Nada parecía detener a este Midas del cine, ni siquiera las deudas que lo obligaron a vender Miramax a Disney, la productora que fundó con su hermano Bob; o una que otra denuncia legal saldada en secreto.
Harvey Weinstein, señor de los señores del cine, iba camino al altar de las marquesinas, hasta que sucedió lo impensable: una mujer habló, destapó las cloacas y el mundo se detuvo.
Todo se derrumbó
En el Islam se necesitan dos mujeres para acusar a un hombre. En Hollywood 27. Esa fue la cantidad inicial de denuncias femeninas que destronaron al rey de reyes y que ocasionaron un cataclismo como el que sepultó a los dinosaurios.
El New York Times se encargó de guillotinar a Weinstein al publicar un reportaje, el 5 de octubre de este año, donde varias celebridades relataron el sistemático acoso sexual que sufrieron por cuenta del productor, a cambio de catapultar sus carreras o acabar como utileras.

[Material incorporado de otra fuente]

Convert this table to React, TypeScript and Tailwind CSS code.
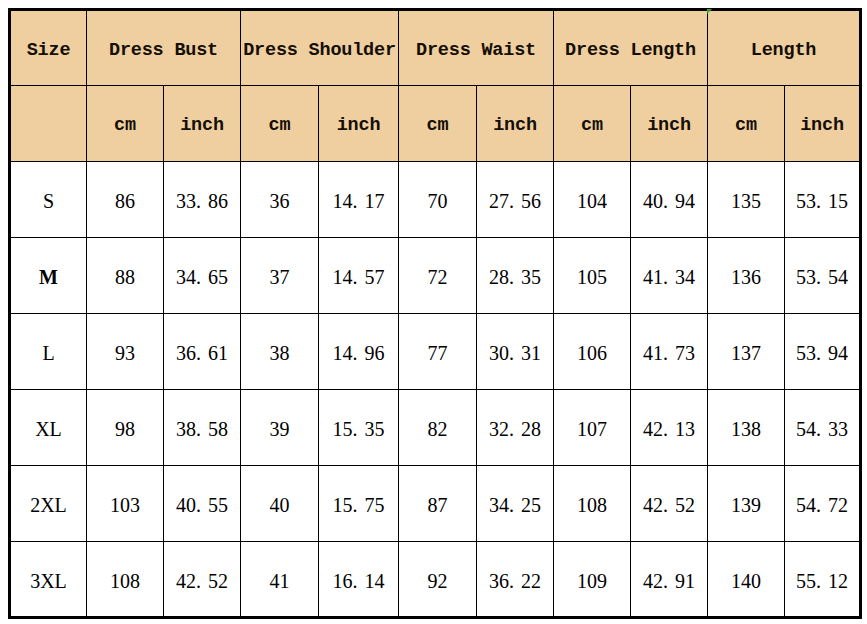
import React from "react";

const groups = ["Dress Bust", "Dress Shoulder", "Dress Waist", "Dress Length", "Length"];

const rows: [string, ...string[]][] = [
  ["S", "86", "33.86", "36", "14.17", "70", "27.56", "104", "40.94", "135", "53.15"],
  ["M", "88", "34.65", "37", "14.57", "72", "28.35", "105", "41.34", "136", "53.54"],
  ["L", "93", "36.61", "38", "14.96", "77", "30.31", "106", "41.73", "137", "53.94"],
  ["XL", "98", "38.58", "39", "15.35", "82", "32.28", "107", "42.13", "138", "54.33"],
  ["2XL", "103", "40.55", "40", "15.75", "87", "34.25", "108", "42.52", "139", "54.72"],
  ["3XL", "108", "42.52", "41", "16.14", "92", "36.22", "109", "42.91", "140", "55.12"],
];

// decimal values in the source render with a wide full stop
const Num = ({ value }: { value: string }) => {
  const [a, b] = value.split(".");
  if (b === undefined) return <>{value}</>;
  return (
    <>
      {a}
      <span className="inline-block w-[12px] text-left">.</span>
      {b}
    </>
  );
};

const headCell =
  "bg-[#efcea0] flex items-center justify-center pt-[5px] font-bold text-[18.5px] tracking-[-0.2px] text-[#140e05] whitespace-nowrap font-['Liberation_Mono',monospace]";
const bodyCell =
  "bg-white flex items-center justify-center pt-[3px] text-[20px] text-black whitespace-nowrap font-['Liberation_Serif',serif]";

export default function App() {
  return (
    <div className="min-h-screen bg-white pl-[8px] pt-[8px]">
      <div className="inline-grid grid-cols-[75px_76px_76px_77px_79px_77px_76px_76px_76px_76px_74px] grid-rows-[74px_75px_75px_75px_75px_75px_75px_74px] gap-px bg-black border-[3px] border-black">
        {/* header row 1 */}
        <div className={headCell}>Size</div>
        {groups.map((g) => (
          <div key={g} className={`${headCell} col-span-2 relative`}>
            {g === "Length" && (
              <span className="absolute -left-[1px] -top-[2px] w-0 h-0 border-t-[5px] border-t-[#3aa02a] border-r-[5px] border-r-transparent" />
            )}
            {g}
          </div>
        ))}

        {/* header row 2 */}
        <div className={headCell}></div>
        {groups.map((g) => (
          <React.Fragment key={g}>
            <div className={headCell}>cm</div>
            <div className={headCell}>inch</div>
          </React.Fragment>
        ))}

        {/* data */}
        {rows.map((r) =>
          r.map((v, i) => (
            <div key={`${r[0]}-${i}`} className={`${bodyCell} ${i === 0 && v === "M" ? "font-bold" : ""}`}>
              <Num value={v} />
            </div>
          ))
        )}
      </div>
    </div>
  );
}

Con todas usó el mismo “modus operandi”: citarlas en la habitación de un hotel, salir en bata luciendo su portentosa barriga, proponerles un masajito, bañarse frente a ellas y restregarles su grasiento adminículo viril.
Ni el guionista más calenturiento pudo imaginar semejante rollo: sexo, chantajes, ambición y un pez gordo de la élite. Nadie aguantó las ganas de sacarse el clavo con el depredador exhibido en la picota.

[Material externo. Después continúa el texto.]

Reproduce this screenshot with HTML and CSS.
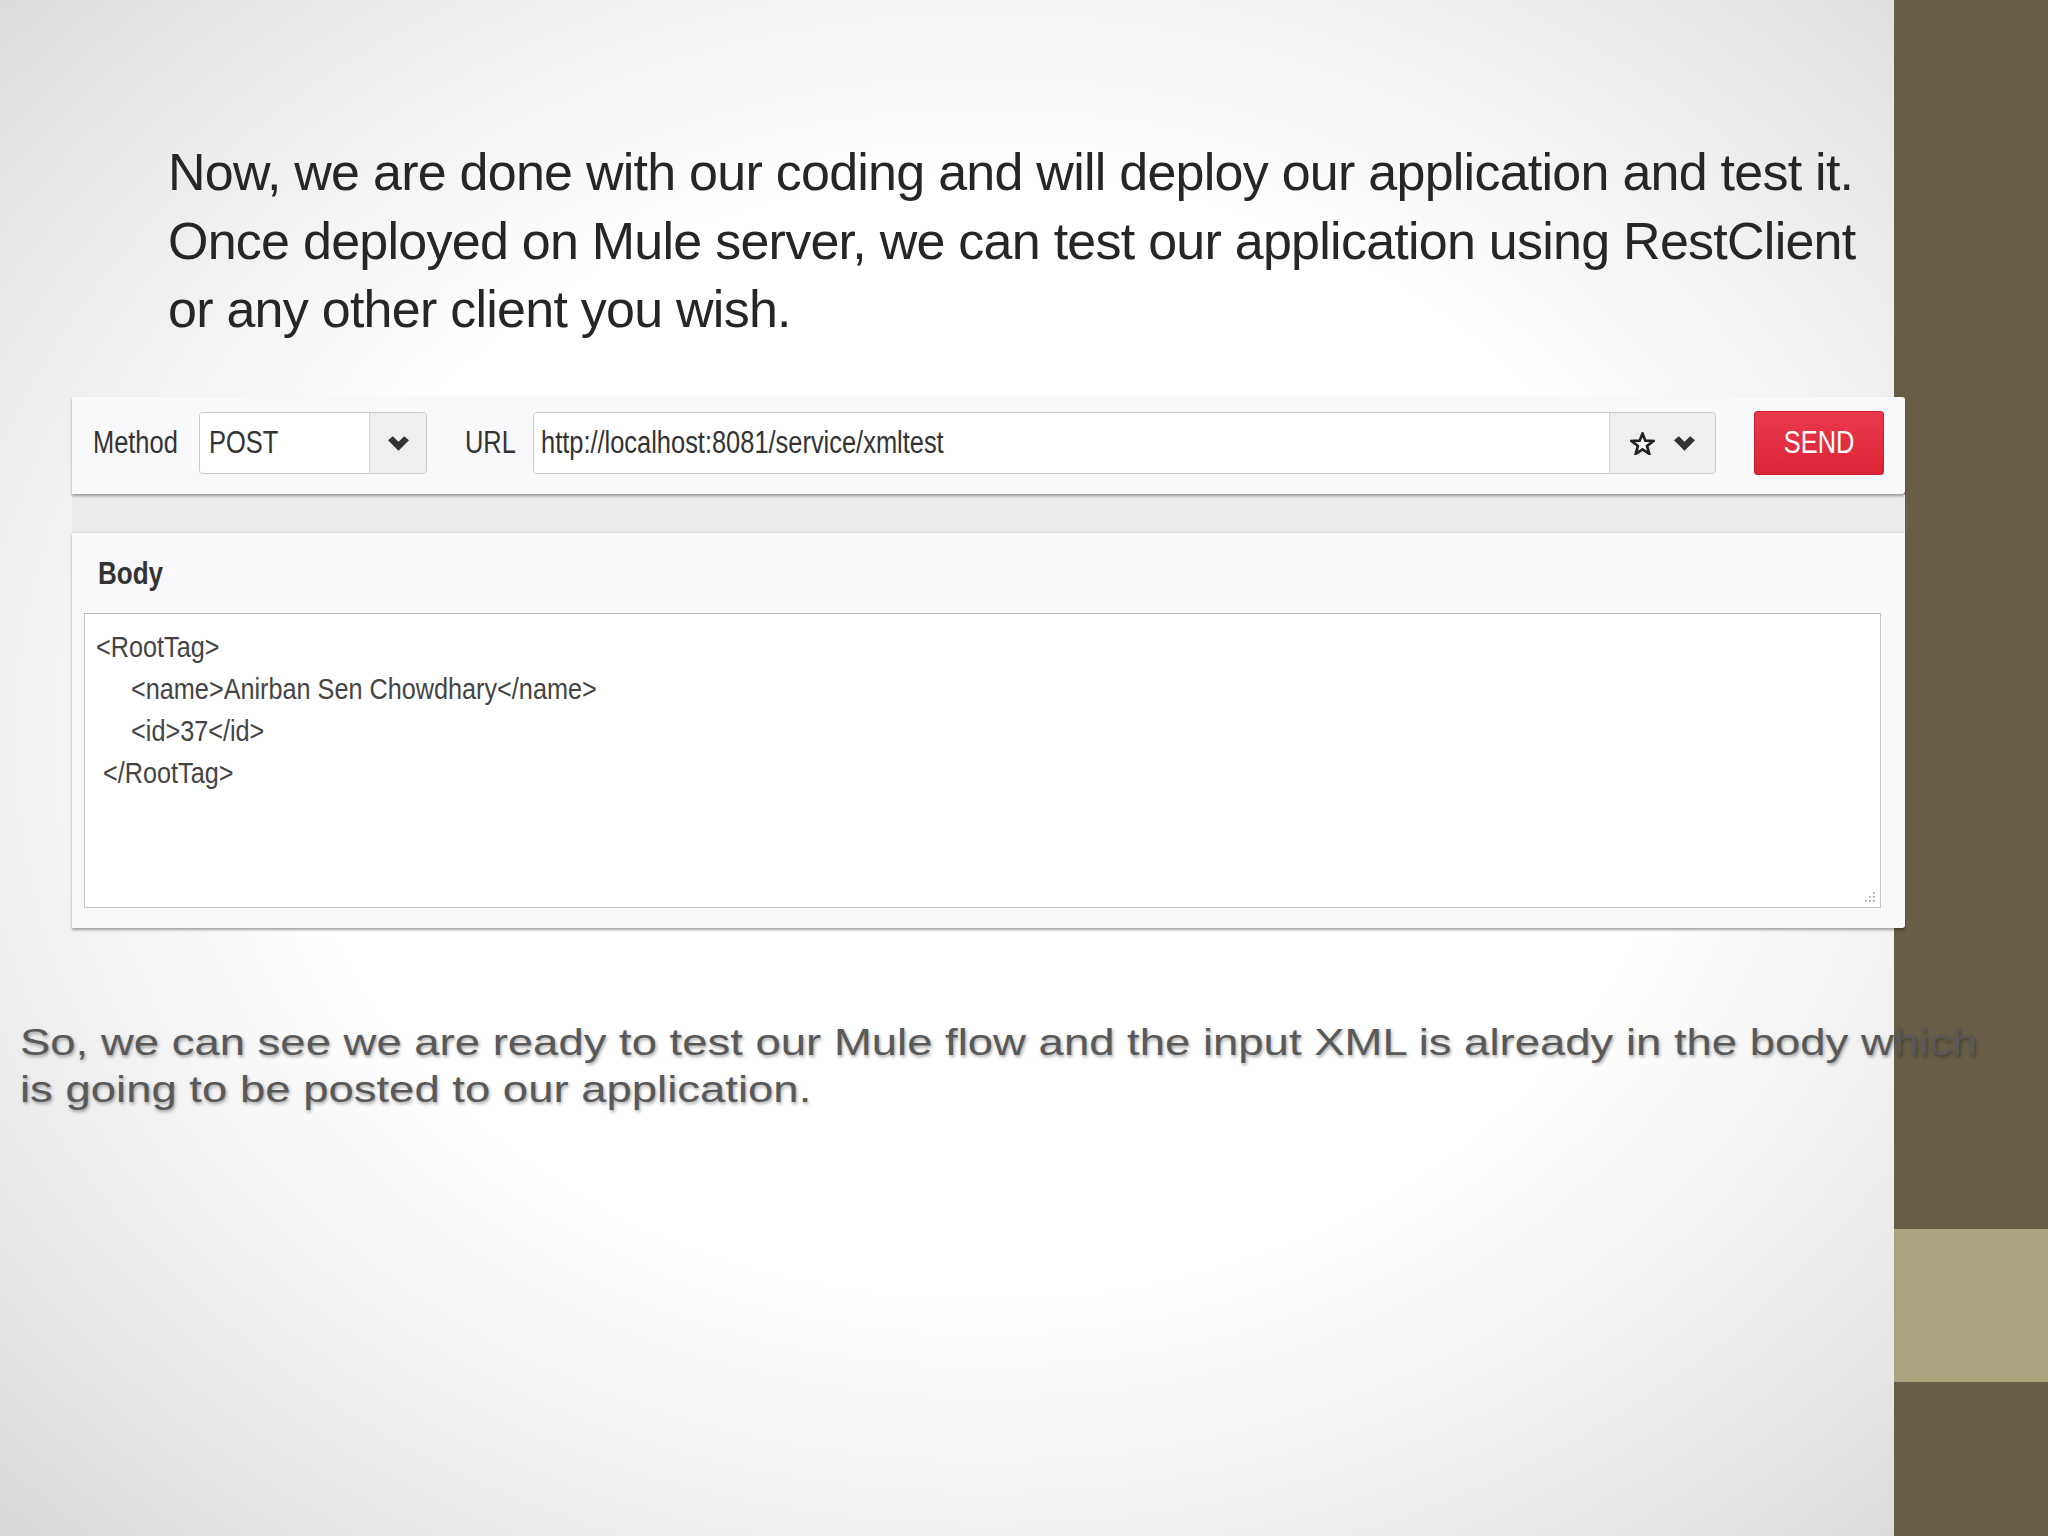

El infeliz de Weinstein rodó dando tumbos entre las patadas y manotazos de toda la jauría artística, los mismos que por décadas recibieron el pienso de sus manos. Solo Woody Allen, a quien Harvey lanzó un salvavidas fílmico, y Quentin Tarantino, su niño bonito, enfundaron la guadaña.
Con paciencia tejió una telaraña de influencias; donó cuantiosos fondos al Partido Demócrata; patrocinó ONG’s que luchaban contra el abuso sexual; machacó detractores; derrochó dinero y creyó que estaba más allá del bien y del mal.
Nunca pensó que la denuncia de una inofensiva aspirante a modelo, Ambra Battilana, en el 2015, le rebanaría el cogote. Denostada por la prensa, vilipendiada por las autoridades y tachada de mentirosa y trepadora, tuvo que aceptar un arreglo extrajudicial. Lo mismo le pasó a la actriz Rose McGowan en 1997, que recibió $100 mil dólares por cerrar el pico.
El mito de Harvey comenzó a derrumbarse en el 2004 con el libro de Peter Biskind, Sexo, mentiras y Hollywood. El autor desnudó las mentiras de Weinstein, sus tejemanejes con Miramax, la prostitución del cine indie y la falsa pasión cinéfila de Harvey por los clásicos del celuloide.
Pero la actriz Ashley Judd, y tras ella varias decenas de mujeres, rompió los sellos de la cultura del silencio y convirtió al productor en un sapo.
Su mujer, Georgina Chapman, lo abandonó –era preciso salvaguardar el patrimonio–; el hermanito Bob lo despidió de su propia empresa; lo echaron de la Academia; le quitaron los títulos recibidos y en un dos por tres pasó de príncipe a mendigo.
A Harvey Weinstein lo devoró el resentimiento, su complejo de inferioridad, la pasión por la fama y la feroz competitividad. Hoy solo es un sombra, como las que habitan el Infierno de Dante: sin fama y sin gloria.
La banalidad del mal
Los defensores de Harvey Weinstein lo presentan como un enfermo, un paciente que requiere tratamiento y fuertes dosis de lástima, dado que sufre trastornos mentales que lo inducen a portarse mal, de vez en cuando con las mujeres.
Resulta que Harvey, nacido en Nueva York en 1952 e hijo de unos respetables padres judíos -Max y Miriam Weinstein- recibió una educación de lujo y montó una empresa fílmica en honor a ellos: Miramax.
Recibió la Legión de Honor, Comendador de la Orden del Imperio Británico y bastantes premios artísticos, que apuntalaron sus andanzas.